The Italian Almanac
Italian News - October 14
The international film world is mourning Gillo Pontecorvo, Italian director of one of the most provocative films on freedom fighting, The Battle of Algiers. "I have lost a brother," said the Algerian independence hero and film producer Saadi Yacef in a tearful phone interview with ANSA before rushing to Rome to be with Pontecorvo's wife and three children.
Cannes Film Festival chief Gilles Jacob said it was "striking" that Pontecorvo died Thursday night on the eve of the new Rome Film Festival, "which he would have loved". The Rome fest said Friday it would commemorate Pontecorvo with a series of events including a special screening of The Battle of Algiers.
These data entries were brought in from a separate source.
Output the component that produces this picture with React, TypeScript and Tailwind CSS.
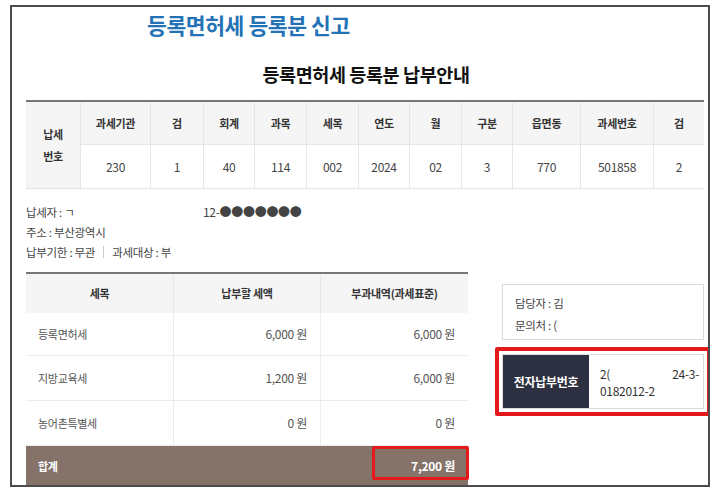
import React from 'react';

const headCols = ['과세기관', '검', '회계', '과목', '세목', '연도', '월', '구분', '읍면동', '과세번호', '검'];
const dataCols = ['230', '1', '40', '114', '002', '2024', '02', '3', '770', '501858', '2'];

const taxRows = [
  { name: '등록면허세', due: '6,000 원', base: '6,000 원', h: 'h-[43px]' },
  { name: '지방교육세', due: '1,200 원', base: '6,000 원', h: 'h-[45px]' },
  { name: '농어촌특별세', due: '0 원', base: '0 원', h: 'h-[45px]' },
];

export default function App() {
  return (
    <div className="min-h-[496px] bg-white pt-[5px] pl-[10px] font-['Noto_Sans_CJK_KR','Noto_Sans',sans-serif] text-[#444]">
      <div className="h-[482px] w-[700px] overflow-hidden border-2 border-[#4b4b4b]">
        {/* page title */}
        <h1 className="mt-[4px] ml-[135px] text-[21.5px] leading-[28px] font-bold tracking-[-0.4px] text-[#2372b6]">
          등록면허세 등록분 신고
        </h1>
        <h2 className="mt-[23px] pl-[12px] text-center text-[18.5px] leading-[24px] font-bold tracking-[-0.4px] text-[#111]">
          등록면허세 등록분 납부안내
        </h2>

        {/* 납세번호 table */}
        <div className="mt-[14px] ml-[14px] grid w-[678px] grid-cols-[54px_70px_53px_51px_52px_52px_51px_52px_51px_68px_73px_51px] grid-rows-[43px_44px] border-t-2 border-[#777] text-[11px] tracking-[-0.3px]">
          <div className="row-span-2 flex items-center justify-center border-b border-[#e3e3e3] bg-[#f5f5f5] text-center leading-[22px] font-bold text-[#333]">
            납세
            <br />
            번호
          </div>
          {headCols.map((c, i) => (
            <div
              key={'h' + i}
              className="flex items-center justify-center border-b border-l border-[#e6e6e6] bg-[#f5f5f5] font-bold text-[#333]"
            >
              {c}
            </div>
          ))}
          {dataCols.map((c, i) => (
            <div
              key={'d' + i}
              className="flex items-center justify-center border-b border-l border-[#e6e6e6] bg-white text-[12px] text-[#444]"
            >
              {c}
            </div>
          ))}
        </div>

        {/* payer info */}
        <div className="mt-[13px] ml-[14px] text-[11.5px] leading-[20px] tracking-[-0.3px] text-[#444]">
          <div className="flex">
            <span className="w-[177px]">납세자 : ㄱ</span>
            <span className="text-[12px]">12-●●●●●●●</span>
          </div>
          <div>주소 : 부산광역시</div>
          <div className="flex items-center">
            <span>납부기한 : 무관</span>
            <span className="mx-[8px] h-[12px] w-px bg-[#ccc]" />
            <span>과세대상 : 부</span>
          </div>
        </div>

        <div className="mt-[10px] ml-[14px] flex">
          {/* amounts table */}
          <div className="w-[442px] text-[11px] tracking-[-0.3px]">
            <div className="grid h-[41px] grid-cols-[147px_147px_148px] border-t-2 border-[#777] bg-[#f5f5f5] font-bold text-[#333]">
              <div className="flex items-center justify-center">세목</div>
              <div className="flex items-center justify-center border-l border-[#e6e6e6]">납부할 세액</div>
              <div className="flex items-center justify-center border-l border-[#e6e6e6]">부과내역(과세표준)</div>
            </div>
            {taxRows.map((r) => (
              <div key={r.name} className={`grid ${r.h} grid-cols-[147px_147px_148px] border-b border-[#ececec] text-[#555]`}>
                <div className="flex items-center pl-[12px]">{r.name}</div>
                <div className="flex items-center justify-end border-l border-[#ececec] pr-[13px] text-[12px]">{r.due}</div>
                <div className="flex items-center justify-end border-l border-[#ececec] pr-[13px] text-[12px]">{r.base}</div>
              </div>
            ))}
            <div className="relative flex h-[40px] items-center justify-between bg-[#85736a] pr-[13px] pl-[12px] font-bold text-white">
              <span>합계</span>
              <span className="text-[12px]">7,200 원</span>
              <div className="absolute top-0 left-[346px] h-[34px] w-[97px] rounded-[2px] border-[3px] border-[#e3191c]" />
            </div>
          </div>

          {/* contact + electronic payment number */}
          <div className="ml-[34px] w-[202px] text-[11.5px] tracking-[-0.3px]">
            <div className="mt-[12px] h-[56px] border border-[#dcdcdc] pt-[7px] pl-[12px] leading-[22px] text-[#444]">
              <div>담당자 : 김</div>
              <div>문의처 : (</div>
            </div>
            <div className="mt-[7px] -mx-[7px] rounded-[2px] border-4 border-[#e3191c] p-[3px]">
              <div className="flex h-[55px] border border-[#dcdcdc] bg-white">
                <div className="flex w-[86px] items-center justify-center bg-[#2d3040] text-[12px] font-bold text-white">
                  전자납부번호
                </div>
                <div className="flex flex-1 flex-col justify-center pr-[4px] pl-[11px] text-[12px] leading-[17px] text-[#333]">
                  <div className="flex justify-between">
                    <span>2(</span>
                    <span>24-3-</span>
                  </div>
                  <div>0182012-2</div>
                </div>
              </div>
            </div>
          </div>
        </div>
      </div>
    </div>
  );
}
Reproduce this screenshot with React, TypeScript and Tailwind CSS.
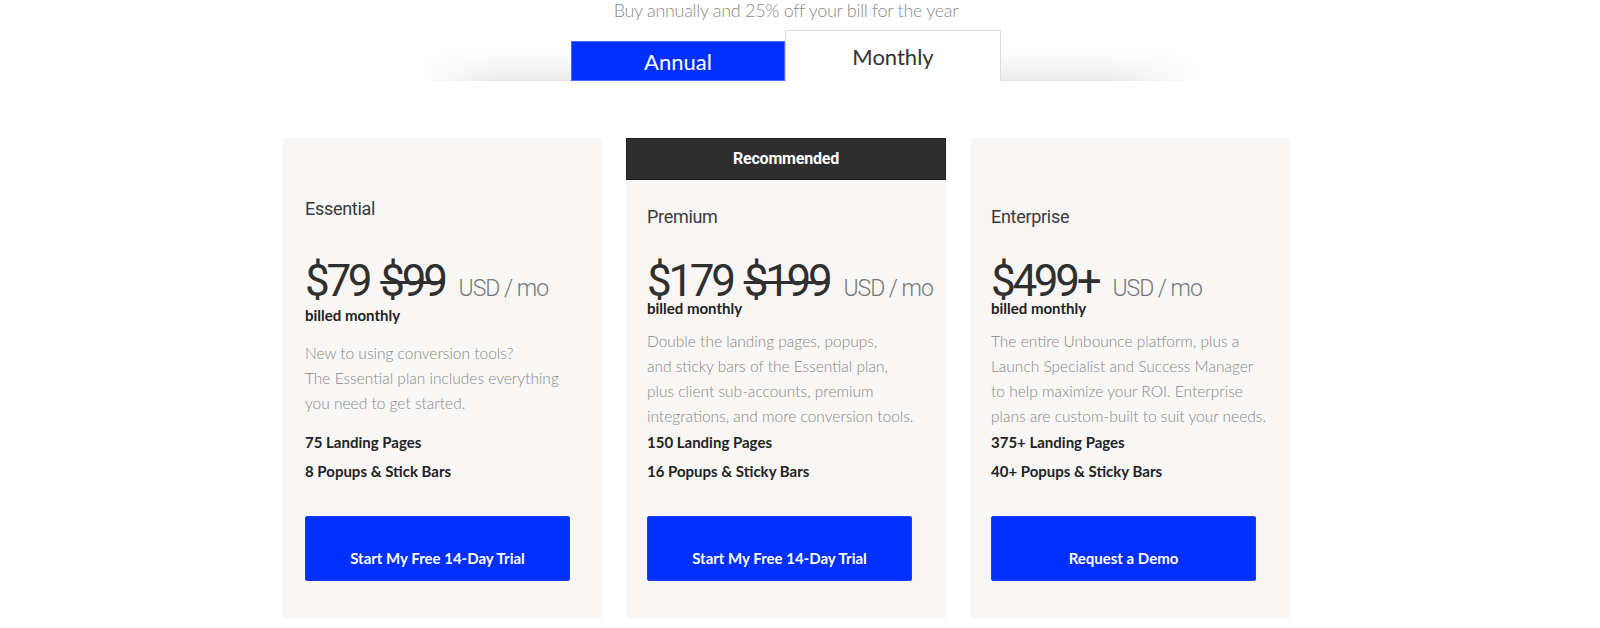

Another giant of political cinema, Costa Gavras of Z, Missing and Amen fame, said he would pay tribute to his great colleague at next week's premiere in Rome of a French film he wrote which has been compared to 'Algiers', Mon Colonel. Venice Film Festival Chairman Davide Croff praised Pontecorvo's term as fest chief from 1992-1996, saying he had "brought back stars to the Lido and so many movie-makers who were friends of his".
"Impassioned and dynamic, he was loved by everyone," Croff added, stressing that Pontecorvo set up a forum for European film-makers to preserve their cultural identity. In a statement, the Festival highlighted that Steven Spielberg, receiving a career Golden Lion in 1993, presented Pontecorvo with the Golden lion for 'Algiers' he had auctioned off for charity years before.
Pontecorvo, who would have been 87 on November 19, made two other landmark political films: Kapo' (1960), in which he was the first to highlight the sado-masochistic ties that could exist between concentration camp victims and their persecutors; and Ogro (1979), a graphic depiction of Basque terrorists' asssination of a Franco-era Spanish premier which was widely taken as a metaphoral exploration of the kidnapping and assassination of Italian leader Aldo Moro the year before.